A Theory of the Risk for Optimization with Relaxation and its Application to Support Vector Machines
Marco C. Campi, Simone Garatti
TL;DR
This work develops a distribution-free theory linking the risk of a relaxed-constraint solution to an observable complexity $s^*$, enabling tight finite-sample risk bounds for data-driven optimization without assuming a known data distribution. It generalizes previous results to convex problems in vector spaces and specializes the theory to kernelized Support Vector methods (SVR, SVDD, SVM), providing explicit risk intervals $[\underline{\epsilon}(s^*),\overline{\epsilon}(s^*)]$ that hold with probability $1-\beta$. The asymptotic finding $V(x^*) \to s^*/N$ as $N\to\infty$ universally links risk to complexity, independent of the underlying data-generation process, and the finite-sample bounds guide hyperparameter tuning via cost–risk plots. The paper also addresses degeneracy in SVM via a heating technique and demonstrates numerical validation with a sinc regression example, illustrating practical use in selecting hyperparameters while controlling out-of-sample risk.
Abstract
In this paper we consider optimization with relaxation, an ample paradigm to make data-driven designs.
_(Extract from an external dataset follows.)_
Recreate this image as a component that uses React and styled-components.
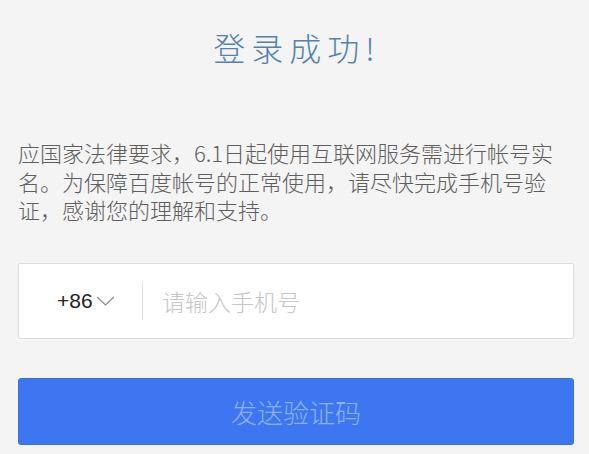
import React from "react";
//styling
import styled, { createGlobalStyle } from "styled-components";

const GlobalStyle = createGlobalStyle`
  html, body {
    margin: 0;
    padding: 0;
    background: #f4f4f5;
  }
  body {
    font-family: "Noto Sans CJK SC", "Noto Sans", sans-serif;
  }
`;

const App = () => {
  return (
    <>
      <GlobalStyle />
      <Page>
        <Title>登录成功!</Title>
        <Notice>
          应国家法律要求，6.1日起使用互联网服务需进行帐号实名。为保障百度帐号的正常使用，请尽快完成手机号验证，感谢您的理解和支持。
        </Notice>
        <PhoneField>
          <CountryCode>
            +86
            <svg width="19" height="10" viewBox="0 0 19 10">
              <path d="M1 1 L9.5 9 L18 1" fill="none" stroke="#8a8a8a" strokeWidth="1.2" />
            </svg>
          </CountryCode>
          <Divider />
          <PhoneInput type="tel" placeholder="请输入手机号" />
        </PhoneField>
        <SendButton>发送验证码</SendButton>
      </Page>
    </>
  );
};

const Page = styled.div`
  width: 589px;
  height: 454px;
  box-sizing: border-box;
  padding: 25px 15px 0 18px;
  overflow: hidden;
`;
const Title = styled.h1`
  margin: 0;
  text-align: center;
  font-size: 32px;
  line-height: 44px;
  font-weight: 300;
  letter-spacing: 6px;
  color: #5282ad;
  padding-left: 2px;
`;
const Notice = styled.p`
  margin: 69px 0 0 0;
  max-width: 548px;
  font-size: 22px;
  line-height: 28.5px;
  font-weight: 300;
  color: #5e5e5e;
`;
const PhoneField = styled.div`
  margin-top: 39px;
  height: 76px;
  box-sizing: border-box;
  display: flex;
  align-items: center;
  background: #ffffff;
  border: 1px solid #dedede;
  border-radius: 2px;
`;
const CountryCode = styled.div`
  display: flex;
  align-items: center;
  gap: 3px;
  padding-left: 38px;
  width: 123px;
  box-sizing: border-box;
  font-family: "Liberation Sans", Arial, sans-serif;
  font-size: 21px;
  color: #222222;
  svg {
    margin-top: 1px;
  }
`;
const Divider = styled.div`
  width: 1px;
  height: 38px;
  background: #e2e2e2;
`;
const PhoneInput = styled.input`
  flex: 1;
  margin-left: 17px;
  border: none;
  outline: none;
  background: transparent;
  font-family: "Noto Sans CJK SC", sans-serif;
  font-size: 23px;
  font-weight: 300;
  color: #333;
  &::placeholder {
    color: #c6c6c6;
  }
`;
const SendButton = styled.button`
  display: block;
  width: 100%;
  margin-top: 39px;
  height: 67px;
  border: 1px solid #3a6fdf;
  border-radius: 3px;
  background: #3e76f2;
  font-family: "Noto Sans CJK SC", sans-serif;
  font-size: 26px;
  font-weight: 300;
  color: #8db2f0;
`;
export default App;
This approach was previously considered by the same authors of this work in Garatti and Campi (2019), a study that revealed a deep-seated connection between two concepts: risk (probability of not satisfying a new, out-of-sample, constraint) and complexity (according to a definition introduced in paper Garatti and Campi (2019)). This connection was shown to have profound implications in applications because it implied that the risk can be estimated from the complexity, a quantity that can be measured from the data without any knowledge of the data-generation mechanism. In the present work we establish new results. First, we expand the scope of Garatti and Campi (2019) so as to embrace a more general setup that covers various algorithms in machine learning. Then, we study classical support vector methods - including SVM (Support Vector Machine), SVR (Support Vector Regression) and SVDD (Support Vector Data Description) - and derive new results for the ability of these methods to generalize. All results are valid for any finite size of the data set. When the sample size tends to infinity, we establish the unprecedented result that the risk approaches the ratio between the complexity and the cardinality of the data sample, regardless of the value of the complexity.